On January 8th at the CES 2024 show, AMD released its much-awaited Ryzen 8000 G-series APUs. These APUs (Accelerated Processing Units) are the first of many: the first APUs on the Socket AM5 platform, the first APUs on a desktop to support DDR5 memory, and also the first desktop x86 parts that debut with the NPU (Neural Processing Unit) or dedicated hardware AI accelerator.

It is also the first desktop APU to feature integrated RDNA graphics and the performance shows very notable improvements when compared to previous generation Vega-based APUs (Ryzen 5000/4000/3000 and 2000G series).

AMD Ryzen 8000G lauch at CES 2024

However, although they are mighty impressive, these 8000G APUs are currently only able to perform to their fullest for only a limited time before they begin to thermally-induced power throttle. This is because the current firmware implementation is bugged as it applies a STAPM limit to the power after a short burst of full power output.

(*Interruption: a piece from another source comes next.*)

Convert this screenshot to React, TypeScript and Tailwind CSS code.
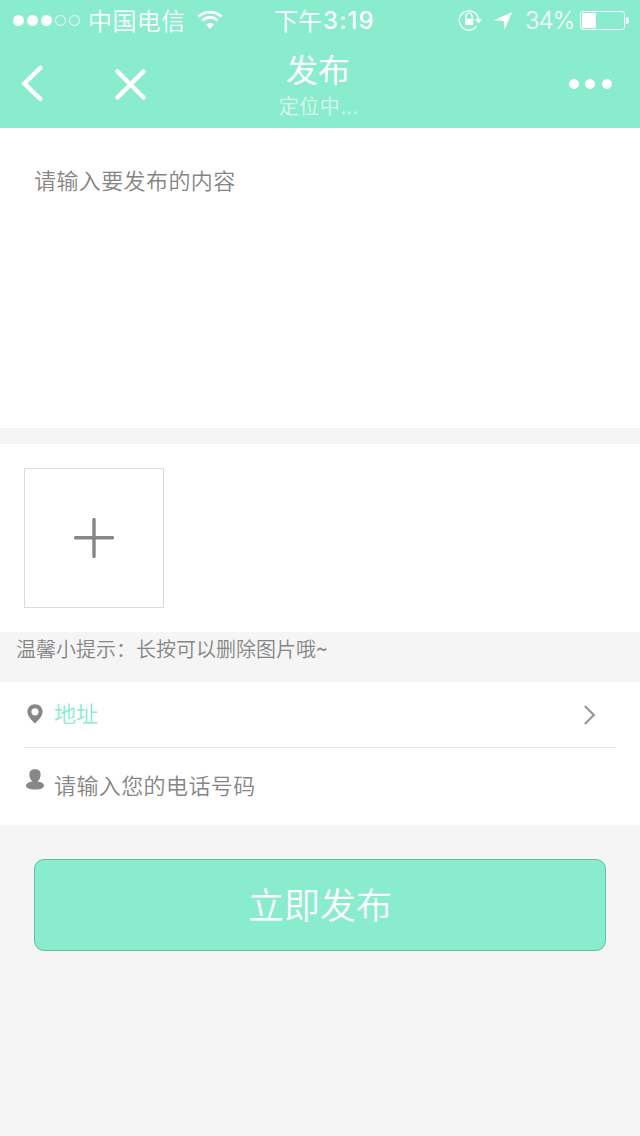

In case you may not know, AMD STAPM or Skin Temperature Aware Power Management is a feature that is designed for power and thermal management on mobile AMD Ryzen and Athlon devices like laptops and notebooks. The STAPM tries to measure thermal headroom in such devices and it is also responsible for throttling in case the STAPM is not favorable in such an instance.

For example, the STAPM was responsible for throttling my Ryzen 2500U Lenovo IdeaPad laptop that I have as a spare. It quickly went from 25 Watts down to 15 Watts in 10 minutes.

However, it seems AMD has inadvertently put in STAPM limitations on its new desktop APUs too. As a result, the chips are throttling after a while as discovered by YouTuber Gamers Nexus. As such, the power draw drops from around 80 watts to as low as nearly 50 watts, and both the 8700G and the 8600G took this hit.

AMD Ryzen 8000 G series APUs STAPM throttling
AMD Ryzen 8000 G series APUs STAPM throttling
AMD Ryzen 8000 G series APUs STAPM throttling

AMD has confirmed in a statement to Gamers Nexus that the issue will be fixed with a future firmware update and such STAPM limits will be removed. The company stated:

We found out that STAPM is being incorrectly applied to the desktop parts. It shouldn't be applied to the desktop parts. A future BIOS update should correct this behavior. If nothing else, you caught something that is going to help a lot of [customers], so better to catch it sooner than later.

As such, customers who have bought the 8000 G-series APUs or are willing to make the purchase should expect to see a major firmware update soon and that should allow the chips to perform to their fullest for a sustained period rather than for a few short bursts.